Mcell row numbers range from –200 to 200:

 

 

/Scanning the MCell layout Row #-123 (last row to scan = +200)...

 

 

Because the program controls should be unavailable to users while a Mcell layout is being scanned, the Main form is disabled, so that the buttons won’t work. In order to allow users to change the VERBOSE LEVEL in the meanwhile, the Form_2 screen is enabled and it now has buttons to adjust the verbose level just like on the Main form.

 

 

When the Mcell layout scan completes, the user is prompted for confirmation to save the scan into the “Pre-Big-Bang State”. Answering “Yes” copies the DataSet from Database_2, DataSet _1 to Database_3, DataSet 1 for safe keeping:

 


 

 

(Prompting for permission to save the layout into the “Pre-Big-Bang State”)

 

 

 

Note that once this is done, if the user subsequently presses the “Reset T.O.E. DataBase to Pre-Big-Bang State” button, it will copy to Database_3, DataSet 1 over the starting configuration. This allows the user to work with Mcell layouts more easily:

 

 

 

Next, the user is prompted for confirmation to save the scan into the “Pre-Big-Bang State”:

 

 


 

 

 

(Prompting for permission to copy the layout into the current DataBase and DataSet)

 

 

The program outputs informational messages and also interactively informs the user:

 

 

 

 

/Scanning the MCell layout Row #200 (last row to scan = +200)...

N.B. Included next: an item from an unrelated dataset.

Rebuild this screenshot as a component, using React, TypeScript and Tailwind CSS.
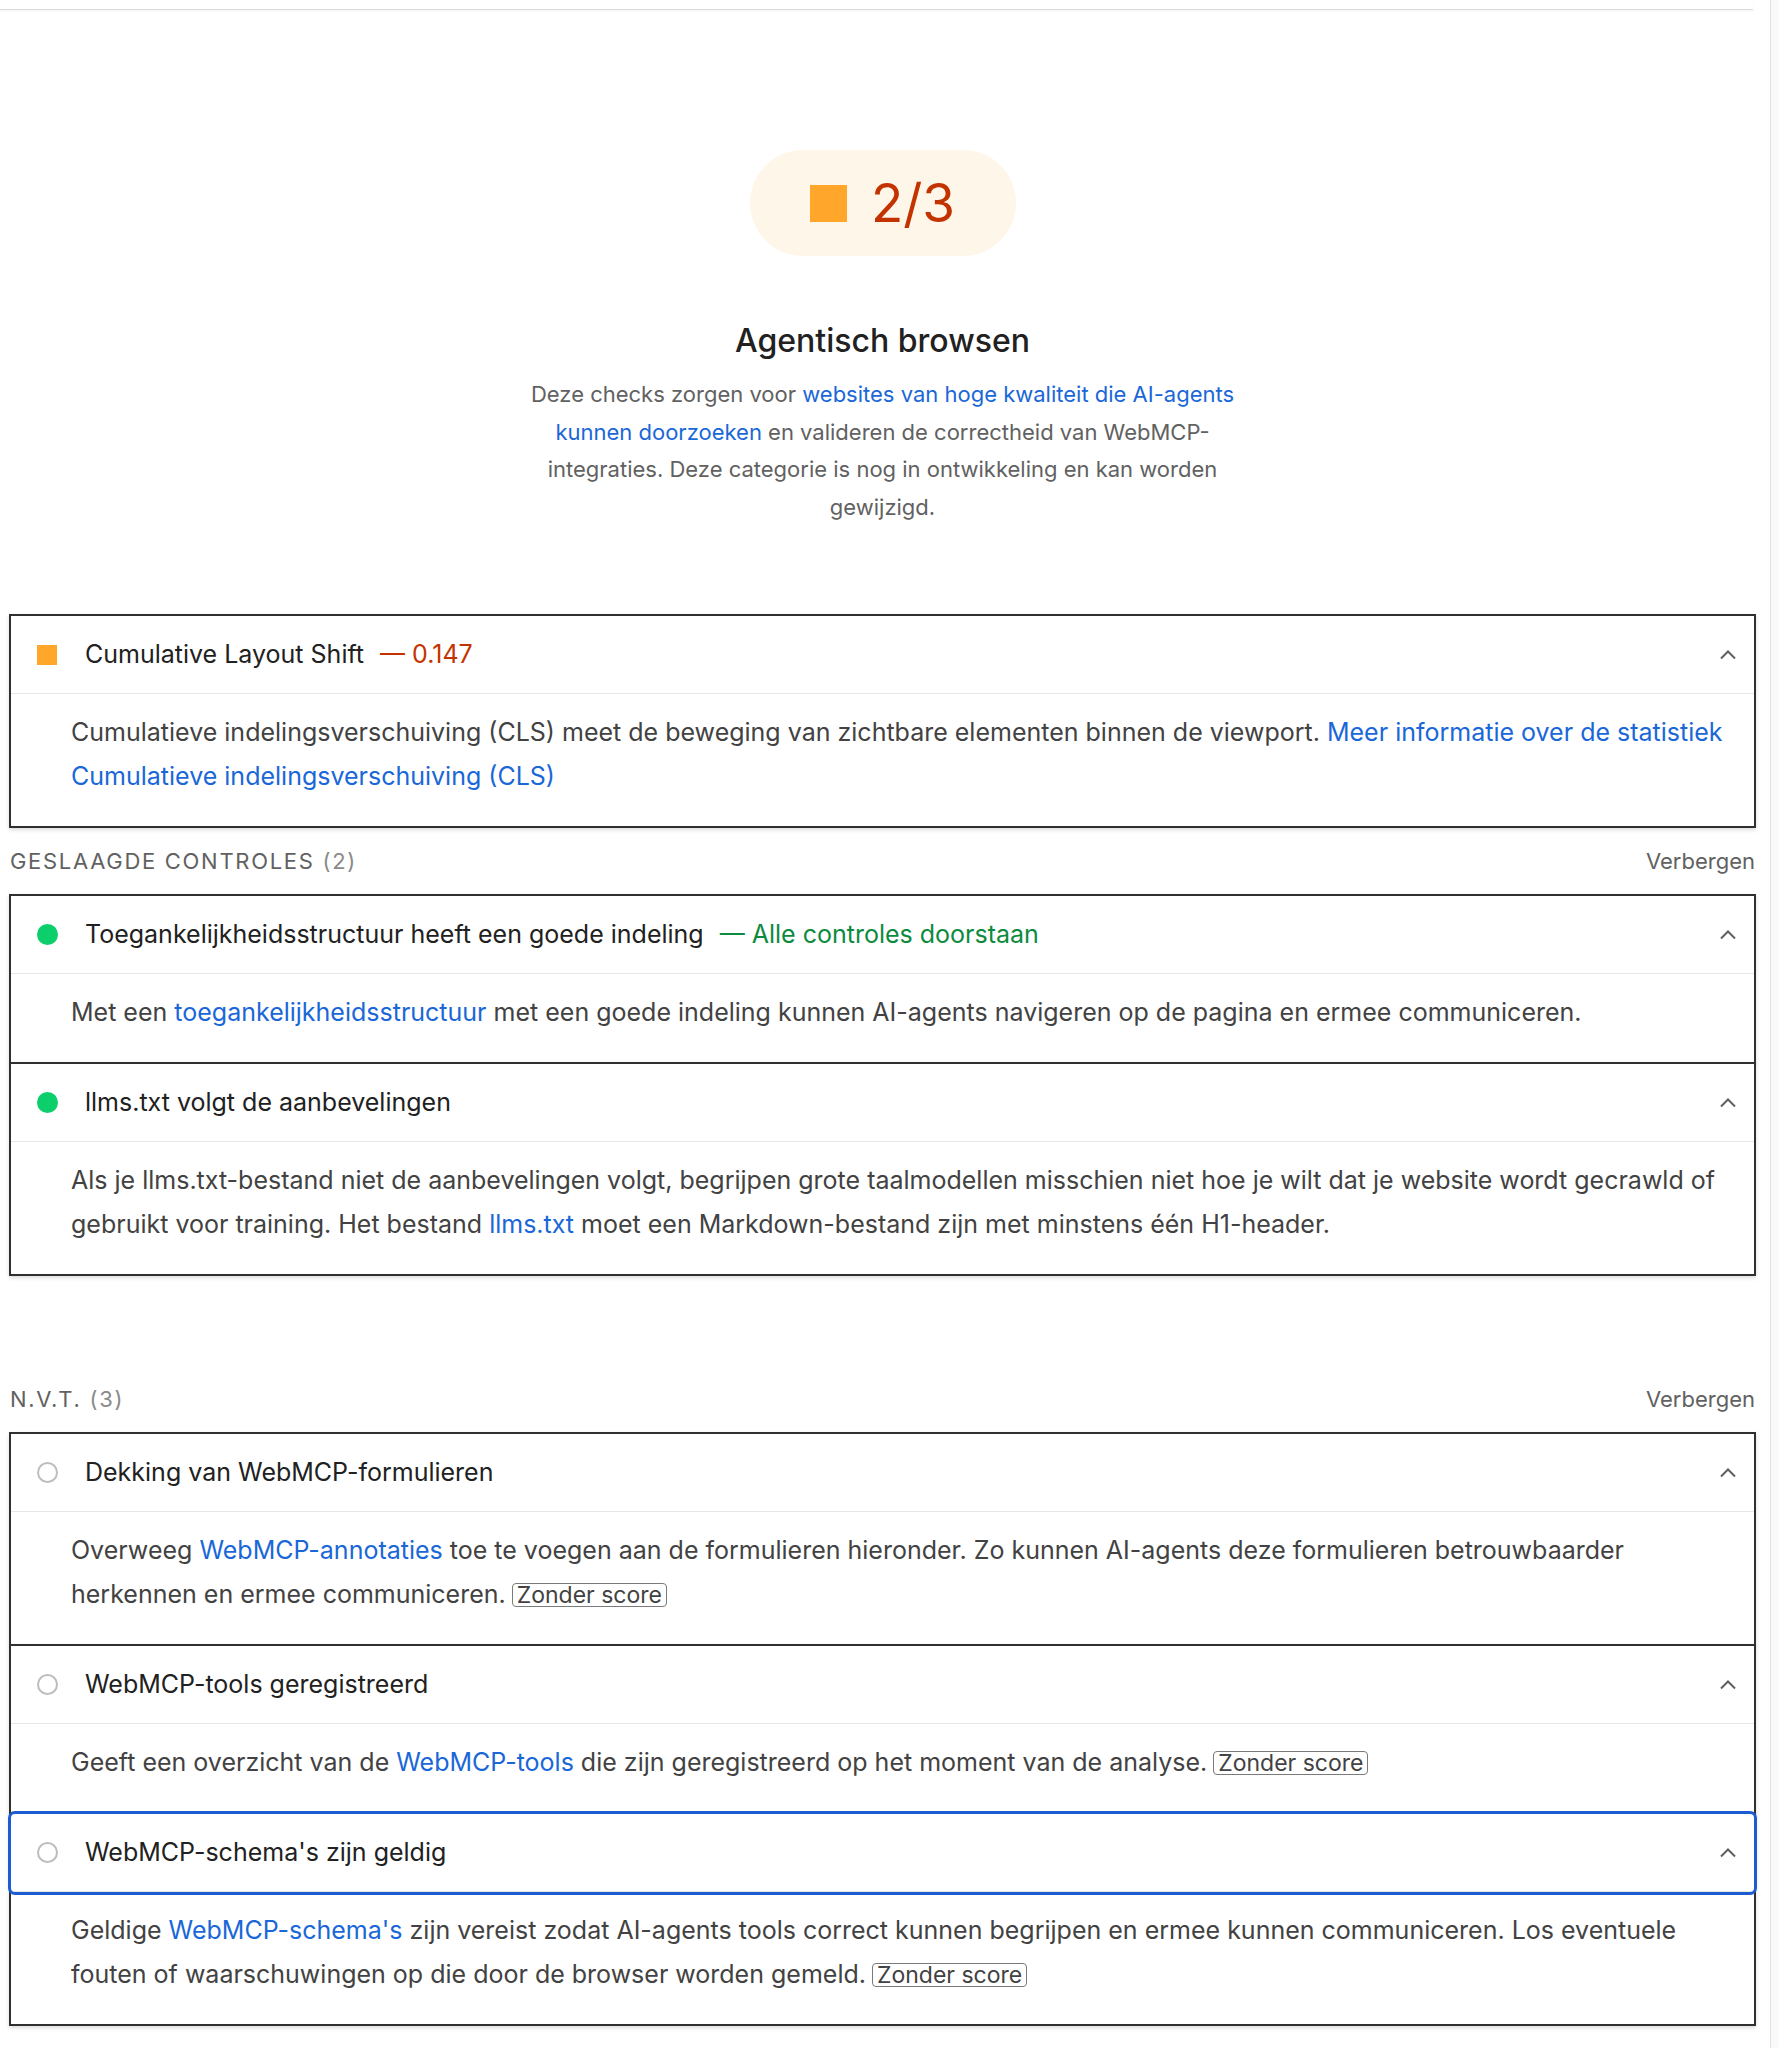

/All_Done_Scanning /Msg = 407 particles scanned + loaded into DataBase  #2

/DataSet_Copied_From = |DB #2 |DS #1 / DataSet_Copied_To_Pre_Big_Bang_State = |DB #3 |DS #1 /PL_Count = 3

 

/DataSet_Copied_From = |DB #2 |DS #1 / DataSet_Copied_To = |DB #1 |DS #1 /PL_Count = 407

 


 

 

At this juncture, you can get a report of the T.O.E. database and it will include the particles scanned in from the Mcell layout:

 

 

(A Particle_List report showing particles scanned in from the Mcell layout)

 

 


 

 

And now, the Main form also shows the yellow Pause/Resume Button. This is done to allow the users to start the T.O.E. and run forever (if pressed, the green “Start The Universe” button would re-initialize it from the boot-up state).

 

By pressing any of the other green buttons, or pressing the yellow Pause/Resume button, the T.O.E. now takes off, and it is running on the layout scanned in from Mcell:

 

 

 

 

 

 

(Running the Algorithm #3, you can see particle #1 on the right of the fish scanned in from Mcell)

 

 

 

 

 

 


 

 

 

 

 

Program VB_Algorithm_4_a:

 

'' Algorithm #4_a:

''

'' Rule: Move by MOMENTUM,

'' Accept external parameters,

'' Modularize the TOE functions,

'' Allow a scan from Mcell

''

 

Compare to previous: VB_Algorithm_3_e

 

Version 4_a is more of the same, providing even more parameters that allow you to read the layout in from a file and automatically start the Mcell display. Here is an example parameter file:

 

!!

!! VB_Algorithm_4_a_Input_Params_1.txt

!!

!! This is a parameter file in CLI format.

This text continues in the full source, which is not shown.